• **Given instruction**:
State how many lines of the data contain the word "React", and write nothing besides the number.
## BEGIN
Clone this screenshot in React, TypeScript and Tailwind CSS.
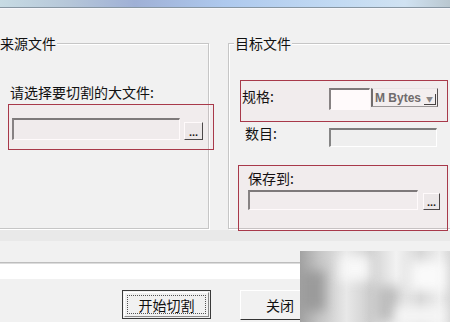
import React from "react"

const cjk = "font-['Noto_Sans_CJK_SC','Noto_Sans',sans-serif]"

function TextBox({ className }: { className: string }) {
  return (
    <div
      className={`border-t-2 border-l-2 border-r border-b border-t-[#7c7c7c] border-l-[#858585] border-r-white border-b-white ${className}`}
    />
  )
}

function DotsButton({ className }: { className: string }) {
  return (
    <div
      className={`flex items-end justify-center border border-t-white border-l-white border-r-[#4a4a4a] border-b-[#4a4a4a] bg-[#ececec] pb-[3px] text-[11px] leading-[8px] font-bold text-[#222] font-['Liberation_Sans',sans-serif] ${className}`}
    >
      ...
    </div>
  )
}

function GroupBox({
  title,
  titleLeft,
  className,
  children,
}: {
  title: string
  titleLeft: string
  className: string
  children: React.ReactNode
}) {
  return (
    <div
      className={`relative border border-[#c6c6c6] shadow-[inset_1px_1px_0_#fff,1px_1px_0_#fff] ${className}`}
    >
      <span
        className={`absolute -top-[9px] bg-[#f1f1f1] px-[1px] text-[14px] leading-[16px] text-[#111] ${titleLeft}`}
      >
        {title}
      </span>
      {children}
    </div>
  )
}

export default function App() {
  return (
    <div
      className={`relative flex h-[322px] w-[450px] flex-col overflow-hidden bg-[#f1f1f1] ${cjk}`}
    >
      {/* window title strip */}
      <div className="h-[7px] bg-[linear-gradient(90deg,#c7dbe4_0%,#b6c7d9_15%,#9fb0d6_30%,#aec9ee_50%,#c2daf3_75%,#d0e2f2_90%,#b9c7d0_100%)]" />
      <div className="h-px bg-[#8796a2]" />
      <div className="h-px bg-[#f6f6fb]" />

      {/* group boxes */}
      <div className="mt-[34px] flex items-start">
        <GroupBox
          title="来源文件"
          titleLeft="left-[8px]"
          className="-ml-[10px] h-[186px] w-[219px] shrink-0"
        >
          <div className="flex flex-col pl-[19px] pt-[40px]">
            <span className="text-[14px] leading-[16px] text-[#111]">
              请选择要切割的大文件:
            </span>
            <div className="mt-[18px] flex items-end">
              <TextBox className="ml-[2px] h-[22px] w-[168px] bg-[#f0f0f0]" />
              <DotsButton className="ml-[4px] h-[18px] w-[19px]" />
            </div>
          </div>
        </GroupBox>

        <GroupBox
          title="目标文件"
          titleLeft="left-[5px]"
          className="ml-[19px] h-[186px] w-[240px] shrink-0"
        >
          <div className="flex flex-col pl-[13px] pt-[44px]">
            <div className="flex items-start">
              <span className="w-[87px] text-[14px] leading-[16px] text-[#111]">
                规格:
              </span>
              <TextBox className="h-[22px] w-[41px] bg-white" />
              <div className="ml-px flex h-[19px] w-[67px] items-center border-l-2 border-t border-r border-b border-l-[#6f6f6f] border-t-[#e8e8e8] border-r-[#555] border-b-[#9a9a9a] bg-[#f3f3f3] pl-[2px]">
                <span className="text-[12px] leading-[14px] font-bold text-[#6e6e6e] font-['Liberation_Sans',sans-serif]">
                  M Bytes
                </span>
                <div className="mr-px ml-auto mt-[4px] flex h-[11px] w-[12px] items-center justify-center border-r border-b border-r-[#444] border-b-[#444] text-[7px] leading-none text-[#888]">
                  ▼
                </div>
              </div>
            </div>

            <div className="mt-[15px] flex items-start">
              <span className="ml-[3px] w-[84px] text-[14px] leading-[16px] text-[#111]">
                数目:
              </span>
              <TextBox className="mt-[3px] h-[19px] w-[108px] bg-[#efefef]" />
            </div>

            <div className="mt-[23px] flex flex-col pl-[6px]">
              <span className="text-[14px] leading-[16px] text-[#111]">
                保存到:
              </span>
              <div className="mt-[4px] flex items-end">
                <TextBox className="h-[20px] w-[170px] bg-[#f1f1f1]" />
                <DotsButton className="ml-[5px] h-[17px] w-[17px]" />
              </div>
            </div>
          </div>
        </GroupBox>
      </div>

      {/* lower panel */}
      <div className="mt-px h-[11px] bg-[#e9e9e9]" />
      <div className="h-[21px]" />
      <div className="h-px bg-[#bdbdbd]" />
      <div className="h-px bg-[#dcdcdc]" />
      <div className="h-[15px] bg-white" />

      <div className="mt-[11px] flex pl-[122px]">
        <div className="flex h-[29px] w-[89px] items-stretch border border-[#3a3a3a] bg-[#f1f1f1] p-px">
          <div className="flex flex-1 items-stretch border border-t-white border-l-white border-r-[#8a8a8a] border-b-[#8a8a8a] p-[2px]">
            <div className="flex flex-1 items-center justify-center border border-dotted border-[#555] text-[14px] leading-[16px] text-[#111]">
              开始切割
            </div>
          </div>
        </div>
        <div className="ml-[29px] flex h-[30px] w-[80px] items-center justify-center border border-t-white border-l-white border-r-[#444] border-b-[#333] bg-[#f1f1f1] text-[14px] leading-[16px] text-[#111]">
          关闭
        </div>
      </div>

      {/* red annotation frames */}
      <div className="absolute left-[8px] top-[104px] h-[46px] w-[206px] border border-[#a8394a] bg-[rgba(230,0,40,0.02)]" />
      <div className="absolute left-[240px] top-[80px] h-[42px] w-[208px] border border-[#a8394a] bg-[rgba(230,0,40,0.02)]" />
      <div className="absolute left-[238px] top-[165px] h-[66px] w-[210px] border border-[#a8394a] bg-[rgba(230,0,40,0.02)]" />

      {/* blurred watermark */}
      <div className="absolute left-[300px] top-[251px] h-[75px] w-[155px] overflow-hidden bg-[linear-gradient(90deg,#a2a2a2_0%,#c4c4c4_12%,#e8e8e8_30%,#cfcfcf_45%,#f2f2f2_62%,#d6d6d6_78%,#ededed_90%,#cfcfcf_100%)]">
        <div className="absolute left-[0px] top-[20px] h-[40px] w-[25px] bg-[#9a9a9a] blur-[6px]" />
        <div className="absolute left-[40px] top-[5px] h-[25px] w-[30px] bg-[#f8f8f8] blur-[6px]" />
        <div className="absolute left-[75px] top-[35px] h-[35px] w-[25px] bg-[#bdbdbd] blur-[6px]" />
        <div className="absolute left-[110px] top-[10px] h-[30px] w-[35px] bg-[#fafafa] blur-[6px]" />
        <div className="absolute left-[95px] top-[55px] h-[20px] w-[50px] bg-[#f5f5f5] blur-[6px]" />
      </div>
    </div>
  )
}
## END
• **Answer for the task**:
3